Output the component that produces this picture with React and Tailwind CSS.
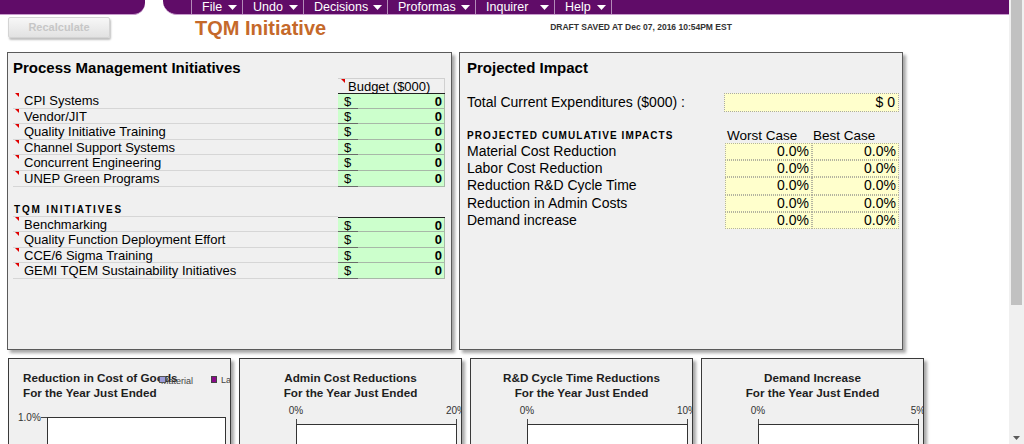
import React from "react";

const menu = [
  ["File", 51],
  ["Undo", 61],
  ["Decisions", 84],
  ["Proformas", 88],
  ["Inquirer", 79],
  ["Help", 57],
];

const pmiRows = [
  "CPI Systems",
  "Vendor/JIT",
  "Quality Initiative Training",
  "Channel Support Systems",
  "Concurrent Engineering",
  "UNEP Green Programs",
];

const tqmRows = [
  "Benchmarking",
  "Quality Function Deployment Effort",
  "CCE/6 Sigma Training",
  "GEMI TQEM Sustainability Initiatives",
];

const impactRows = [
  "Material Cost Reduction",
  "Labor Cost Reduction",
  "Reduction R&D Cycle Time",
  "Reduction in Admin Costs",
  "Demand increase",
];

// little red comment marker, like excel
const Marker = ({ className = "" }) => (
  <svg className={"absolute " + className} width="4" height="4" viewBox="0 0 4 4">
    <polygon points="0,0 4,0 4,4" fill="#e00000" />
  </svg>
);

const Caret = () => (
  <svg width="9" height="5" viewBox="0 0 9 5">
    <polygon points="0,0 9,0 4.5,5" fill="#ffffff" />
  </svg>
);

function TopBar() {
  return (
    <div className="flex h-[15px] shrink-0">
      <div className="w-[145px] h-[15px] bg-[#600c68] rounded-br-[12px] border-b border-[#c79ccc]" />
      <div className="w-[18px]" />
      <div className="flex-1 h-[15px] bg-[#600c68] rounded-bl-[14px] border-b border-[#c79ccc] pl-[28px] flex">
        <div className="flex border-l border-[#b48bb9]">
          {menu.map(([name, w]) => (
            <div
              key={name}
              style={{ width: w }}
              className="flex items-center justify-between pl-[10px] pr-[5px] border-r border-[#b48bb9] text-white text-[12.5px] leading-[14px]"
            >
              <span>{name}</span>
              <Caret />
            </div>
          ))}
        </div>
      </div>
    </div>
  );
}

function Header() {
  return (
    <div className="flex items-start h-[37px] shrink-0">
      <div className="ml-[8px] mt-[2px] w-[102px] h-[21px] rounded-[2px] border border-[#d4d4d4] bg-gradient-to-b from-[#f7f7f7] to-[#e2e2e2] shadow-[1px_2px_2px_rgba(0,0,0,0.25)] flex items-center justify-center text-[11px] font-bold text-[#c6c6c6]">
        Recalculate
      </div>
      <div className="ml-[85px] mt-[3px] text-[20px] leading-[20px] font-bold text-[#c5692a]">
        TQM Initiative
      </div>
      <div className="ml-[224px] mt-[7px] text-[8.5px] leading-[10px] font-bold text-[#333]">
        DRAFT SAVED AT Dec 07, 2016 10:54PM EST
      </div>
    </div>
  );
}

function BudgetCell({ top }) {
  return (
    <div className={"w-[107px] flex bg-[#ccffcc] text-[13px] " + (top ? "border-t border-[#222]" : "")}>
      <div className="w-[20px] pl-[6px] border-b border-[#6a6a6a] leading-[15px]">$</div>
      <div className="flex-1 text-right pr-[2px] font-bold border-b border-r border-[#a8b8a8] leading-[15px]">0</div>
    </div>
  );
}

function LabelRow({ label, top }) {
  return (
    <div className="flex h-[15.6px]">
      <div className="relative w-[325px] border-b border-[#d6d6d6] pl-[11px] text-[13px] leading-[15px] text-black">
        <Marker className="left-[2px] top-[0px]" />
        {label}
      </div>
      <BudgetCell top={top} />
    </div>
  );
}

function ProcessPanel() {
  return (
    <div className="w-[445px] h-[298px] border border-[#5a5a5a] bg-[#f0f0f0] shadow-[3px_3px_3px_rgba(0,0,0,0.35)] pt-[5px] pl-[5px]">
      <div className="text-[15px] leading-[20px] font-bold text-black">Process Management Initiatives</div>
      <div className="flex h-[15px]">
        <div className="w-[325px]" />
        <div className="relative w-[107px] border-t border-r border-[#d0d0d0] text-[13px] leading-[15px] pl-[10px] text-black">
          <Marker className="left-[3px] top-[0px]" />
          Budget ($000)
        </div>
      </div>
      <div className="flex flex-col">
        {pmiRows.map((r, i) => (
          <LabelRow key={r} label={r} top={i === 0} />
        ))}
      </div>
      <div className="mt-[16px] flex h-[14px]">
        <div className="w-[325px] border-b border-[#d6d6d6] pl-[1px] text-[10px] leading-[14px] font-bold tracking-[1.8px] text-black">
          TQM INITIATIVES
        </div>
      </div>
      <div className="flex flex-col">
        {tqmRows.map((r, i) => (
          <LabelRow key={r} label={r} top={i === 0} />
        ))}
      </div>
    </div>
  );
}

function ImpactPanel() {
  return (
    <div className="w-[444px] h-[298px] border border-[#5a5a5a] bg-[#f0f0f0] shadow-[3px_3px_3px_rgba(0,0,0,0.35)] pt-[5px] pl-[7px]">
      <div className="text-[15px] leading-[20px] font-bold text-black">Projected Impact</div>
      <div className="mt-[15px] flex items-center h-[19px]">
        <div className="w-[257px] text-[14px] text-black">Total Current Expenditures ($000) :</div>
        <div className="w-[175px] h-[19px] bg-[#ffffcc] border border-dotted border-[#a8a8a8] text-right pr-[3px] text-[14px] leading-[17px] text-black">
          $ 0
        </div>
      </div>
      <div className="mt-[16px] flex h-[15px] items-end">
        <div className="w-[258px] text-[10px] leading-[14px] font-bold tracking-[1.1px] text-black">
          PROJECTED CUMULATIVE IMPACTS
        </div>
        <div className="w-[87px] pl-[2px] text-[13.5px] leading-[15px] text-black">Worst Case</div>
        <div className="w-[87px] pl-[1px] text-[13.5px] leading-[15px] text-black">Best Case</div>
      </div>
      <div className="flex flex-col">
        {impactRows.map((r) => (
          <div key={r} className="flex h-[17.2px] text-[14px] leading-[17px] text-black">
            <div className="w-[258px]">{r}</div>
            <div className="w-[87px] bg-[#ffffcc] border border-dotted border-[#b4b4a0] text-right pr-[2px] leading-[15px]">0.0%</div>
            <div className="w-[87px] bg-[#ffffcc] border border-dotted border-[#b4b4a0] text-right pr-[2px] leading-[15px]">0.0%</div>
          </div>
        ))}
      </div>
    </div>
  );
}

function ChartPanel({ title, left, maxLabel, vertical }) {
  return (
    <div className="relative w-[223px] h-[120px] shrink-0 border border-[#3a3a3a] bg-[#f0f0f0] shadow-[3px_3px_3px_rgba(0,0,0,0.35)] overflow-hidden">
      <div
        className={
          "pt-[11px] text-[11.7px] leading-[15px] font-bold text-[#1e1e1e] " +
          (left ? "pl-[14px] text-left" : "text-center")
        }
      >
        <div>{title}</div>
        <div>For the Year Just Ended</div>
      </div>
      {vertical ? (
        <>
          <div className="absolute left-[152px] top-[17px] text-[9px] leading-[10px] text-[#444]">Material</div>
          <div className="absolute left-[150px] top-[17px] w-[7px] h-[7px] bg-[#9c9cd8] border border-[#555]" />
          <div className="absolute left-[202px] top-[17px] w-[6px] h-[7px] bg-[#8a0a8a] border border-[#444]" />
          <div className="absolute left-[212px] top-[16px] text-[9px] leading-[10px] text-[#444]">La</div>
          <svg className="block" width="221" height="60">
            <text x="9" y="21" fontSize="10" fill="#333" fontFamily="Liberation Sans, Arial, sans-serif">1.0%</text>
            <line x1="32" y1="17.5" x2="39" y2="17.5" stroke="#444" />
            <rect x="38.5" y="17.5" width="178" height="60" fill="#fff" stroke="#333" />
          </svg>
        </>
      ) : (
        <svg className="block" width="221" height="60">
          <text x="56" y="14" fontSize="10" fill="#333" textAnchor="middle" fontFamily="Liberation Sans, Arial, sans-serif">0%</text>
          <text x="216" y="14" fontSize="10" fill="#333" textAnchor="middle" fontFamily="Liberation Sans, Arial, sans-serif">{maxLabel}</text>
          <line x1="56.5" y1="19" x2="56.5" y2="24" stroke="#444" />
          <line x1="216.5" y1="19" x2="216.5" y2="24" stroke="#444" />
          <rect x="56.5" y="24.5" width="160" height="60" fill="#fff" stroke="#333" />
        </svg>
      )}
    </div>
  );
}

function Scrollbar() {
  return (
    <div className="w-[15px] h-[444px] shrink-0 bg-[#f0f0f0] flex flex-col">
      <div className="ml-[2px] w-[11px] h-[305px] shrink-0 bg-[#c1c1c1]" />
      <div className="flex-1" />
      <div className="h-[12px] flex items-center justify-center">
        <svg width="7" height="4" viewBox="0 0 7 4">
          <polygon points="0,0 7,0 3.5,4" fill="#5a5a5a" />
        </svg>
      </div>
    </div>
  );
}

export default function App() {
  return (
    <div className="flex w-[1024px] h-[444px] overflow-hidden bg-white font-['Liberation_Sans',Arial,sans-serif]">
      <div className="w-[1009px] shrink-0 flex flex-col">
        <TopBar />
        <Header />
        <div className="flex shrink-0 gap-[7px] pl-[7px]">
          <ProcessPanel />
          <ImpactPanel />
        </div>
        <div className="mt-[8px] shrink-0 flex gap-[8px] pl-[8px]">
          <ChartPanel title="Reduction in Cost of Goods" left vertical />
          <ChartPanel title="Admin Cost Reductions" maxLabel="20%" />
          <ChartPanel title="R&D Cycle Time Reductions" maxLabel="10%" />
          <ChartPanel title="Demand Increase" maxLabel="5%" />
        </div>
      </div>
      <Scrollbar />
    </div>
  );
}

=-=-=-=-=

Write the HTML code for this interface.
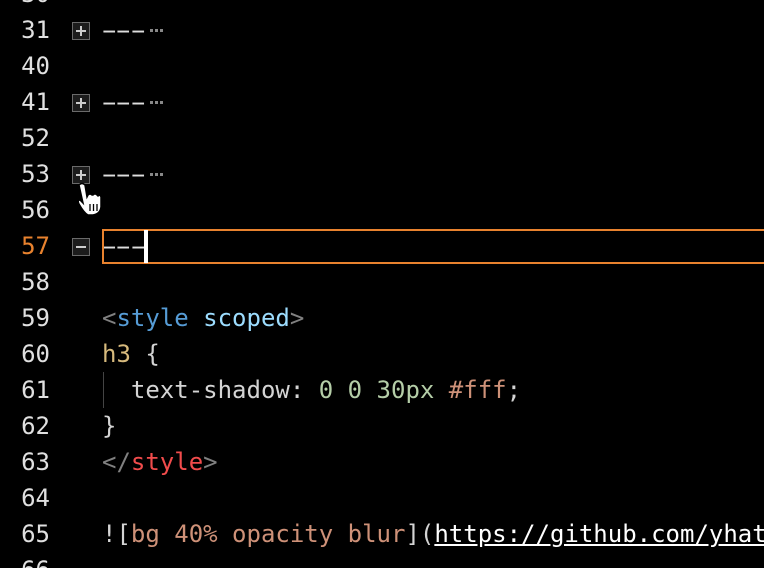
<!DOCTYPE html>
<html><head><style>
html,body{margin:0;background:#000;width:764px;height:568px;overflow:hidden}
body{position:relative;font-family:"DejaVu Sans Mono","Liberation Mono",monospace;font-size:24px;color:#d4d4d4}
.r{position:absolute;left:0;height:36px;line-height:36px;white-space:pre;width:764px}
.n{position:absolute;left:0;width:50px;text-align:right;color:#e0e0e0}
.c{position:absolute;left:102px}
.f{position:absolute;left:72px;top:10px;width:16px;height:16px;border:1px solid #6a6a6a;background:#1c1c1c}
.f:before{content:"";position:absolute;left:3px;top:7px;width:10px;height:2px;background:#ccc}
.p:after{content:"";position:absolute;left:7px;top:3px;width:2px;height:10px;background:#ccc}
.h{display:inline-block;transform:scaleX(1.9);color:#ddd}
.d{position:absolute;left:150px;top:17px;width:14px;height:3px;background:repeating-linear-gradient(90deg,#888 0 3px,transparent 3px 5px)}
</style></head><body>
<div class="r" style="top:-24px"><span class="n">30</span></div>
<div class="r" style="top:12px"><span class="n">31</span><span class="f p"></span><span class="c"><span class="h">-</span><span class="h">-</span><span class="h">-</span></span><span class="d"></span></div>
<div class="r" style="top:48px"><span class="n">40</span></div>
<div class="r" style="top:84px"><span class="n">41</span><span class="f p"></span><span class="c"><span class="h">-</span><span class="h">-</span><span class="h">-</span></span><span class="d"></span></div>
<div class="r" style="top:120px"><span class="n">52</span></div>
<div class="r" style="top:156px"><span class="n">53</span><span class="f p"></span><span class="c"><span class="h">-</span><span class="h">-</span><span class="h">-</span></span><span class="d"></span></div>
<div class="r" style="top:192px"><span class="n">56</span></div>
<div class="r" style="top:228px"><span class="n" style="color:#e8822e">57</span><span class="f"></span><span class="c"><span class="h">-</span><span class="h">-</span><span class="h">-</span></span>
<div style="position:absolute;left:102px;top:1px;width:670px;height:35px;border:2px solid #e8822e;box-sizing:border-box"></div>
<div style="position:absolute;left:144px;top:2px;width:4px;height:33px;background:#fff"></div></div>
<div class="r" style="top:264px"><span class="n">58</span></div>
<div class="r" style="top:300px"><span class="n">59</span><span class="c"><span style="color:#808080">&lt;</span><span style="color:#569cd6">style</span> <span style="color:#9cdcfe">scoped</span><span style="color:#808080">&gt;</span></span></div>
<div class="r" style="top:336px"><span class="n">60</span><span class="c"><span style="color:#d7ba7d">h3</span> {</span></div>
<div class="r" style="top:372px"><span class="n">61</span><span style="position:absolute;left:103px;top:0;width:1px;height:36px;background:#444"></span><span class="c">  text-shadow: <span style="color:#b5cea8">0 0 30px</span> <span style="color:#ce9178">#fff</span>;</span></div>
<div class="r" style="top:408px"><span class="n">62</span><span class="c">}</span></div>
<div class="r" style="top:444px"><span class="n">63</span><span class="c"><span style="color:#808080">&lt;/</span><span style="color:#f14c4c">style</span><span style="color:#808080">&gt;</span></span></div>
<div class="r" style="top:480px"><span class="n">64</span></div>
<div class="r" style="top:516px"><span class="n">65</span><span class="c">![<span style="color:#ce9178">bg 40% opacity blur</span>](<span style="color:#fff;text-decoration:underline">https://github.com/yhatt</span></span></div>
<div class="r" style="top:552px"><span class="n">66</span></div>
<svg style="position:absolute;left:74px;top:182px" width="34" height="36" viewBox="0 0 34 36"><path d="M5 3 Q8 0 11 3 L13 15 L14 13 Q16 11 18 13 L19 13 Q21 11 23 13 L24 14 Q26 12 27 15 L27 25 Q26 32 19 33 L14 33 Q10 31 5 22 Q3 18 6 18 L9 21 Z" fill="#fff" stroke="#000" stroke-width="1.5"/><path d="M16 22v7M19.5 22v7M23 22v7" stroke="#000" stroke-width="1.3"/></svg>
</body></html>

=-=-=-=-=

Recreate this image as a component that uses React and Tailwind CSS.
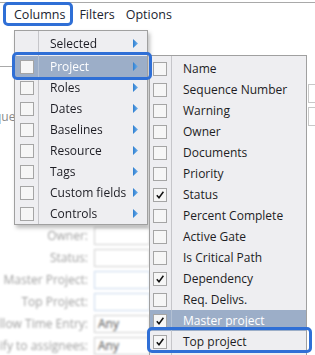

=-=-=-=-=

### Problem details
Find the string "that" in the records, then copy each line where it occurs.

### Correct output
Output the component that produces this picture with React and Tailwind CSS.
Recreate this image as a component that uses React and Tailwind CSS.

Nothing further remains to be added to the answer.